AT&T’s CEO sees growing opportunities in the mid-sized business market

Jan. 25, 2024
The telco is moving to create new packages tailored to the segment’s diverse needs.

AT&T is a well-known commodity in the sizeable multinational business sector, but the provider continues to look to make a bigger splash in the mid-market business segment. Like small businesses, the medium-sized business segment has been continually poached by aggressive cable operators that have built out sizeable networks to businesses.  

John Stankey, CEO of AT&T, reiterated to investors during the telco’s fourth-quarter earnings call that it is making headway with mid-market business customers. “We're shipping into the mid-market and trying to be a much more effective provider,” he said. “And we are seeing the green shoots of that occurring.”

However, he cautioned that the mid-market is “moving a little slower” because it requires different processes and product approaches. This includes repricing, new systems and capability for third parties.

 

“It requires us to open up entirely new distribution channels and cultivate new relationships with ways to represent our products than what we've traditionally done through what I would call directly owned and operated channels,” Stankey said. “It requires us to bundle and repackage the products a bit differently to be effective in that space, which we've been doing.”

Interestingly, AT&T’s aggressive fiber push also affects the small and medium business segments. “We're starting to see that instantiate itself in fiber-driven revenues that are coming on the products and services we want to sell, which are connectivity-based products and services,” Stankey said.

Wireline revenue challenges continue

However, compelling its movement into the mid-market is that the AT&T Business Wireline segment struggled from a revenue perspective in the fourth quarter.

Business Wireline revenues were $5.1 billion, down 10.3% year over year due to lower demand for legacy voice and data services and product simplification, partly offset by growth in connectivity services.

EBITDA declined about 19% in the quarter. The service provider’s wireline business segment was impacted by about $100 million of items, primarily discrete intellectual property transaction revenues in the fourth quarter of 2022 that did not repeat in the fourth quarter of 2023.

Stankey said lower wholesale service revenues affected Business Wireline’s results. “The piece that probably further impacted that segment was wholesale revenues were weaker than what we expected,” he said. “Those are essential revenues in the Business Wireline segment because they tend to be higher margin, more resilient, subscription-based services.”

He added that there have been various factors that have been affecting access services and wholesale. “Some of it's been driven through M&A consolidation; some of it is a new technology,” Stankey said.

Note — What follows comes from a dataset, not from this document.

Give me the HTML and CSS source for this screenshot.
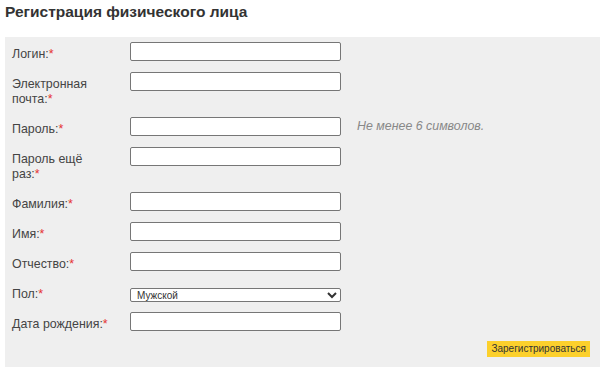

However, there were some bright spots as AT&T saw connectivity growth through 5G, and fiber expansion enabled share gains in small/medium businesses.

As CFO of AT&T, Pascal Desroches, said, "We expect trends in Business Wireline EBITDA to improve on a full-year basis in 2024."

Wireless influence grows

Like earlier quarters, AT&T’s business segment continued to see continued wireless growth. AT&T Business Solutions wireless services grew 5.9%, and FirstNet added over 260,000 connections.

Stankey said that while the company reports Business Wireline as a segment, AT&T sees the business market as an important one it serves. “On a combined basis, wireless and wireline, we're still growing EBITDA in that segment,” he said. “Some of it is being driven by the goodness of more and more businesses that can run their company's core on a wireless infrastructure.”

While AT&T has not been as aggressive with broadband wireless as its peer Verizon, it could leverage its Internet Air product to deepen its ties with business customers. “When we talk about things like fixed wireless assets and AT&T Internet Air being an opportunity for us, we will be in a much better position this year on the cash to do some of that,” Stankey said.

Besides its wireless and fiber assets, AT&T plans to lure and maintain existing business customers through its experience.

“Our brand plays incredibly well, so we can walk in and have credibility,” Stankey said. “We've got the right products that ultimately customers want if we can distribute them properly. And I am highly optimistic that as convergence becomes more important, we will further distinguish ourselves in the mid-market.”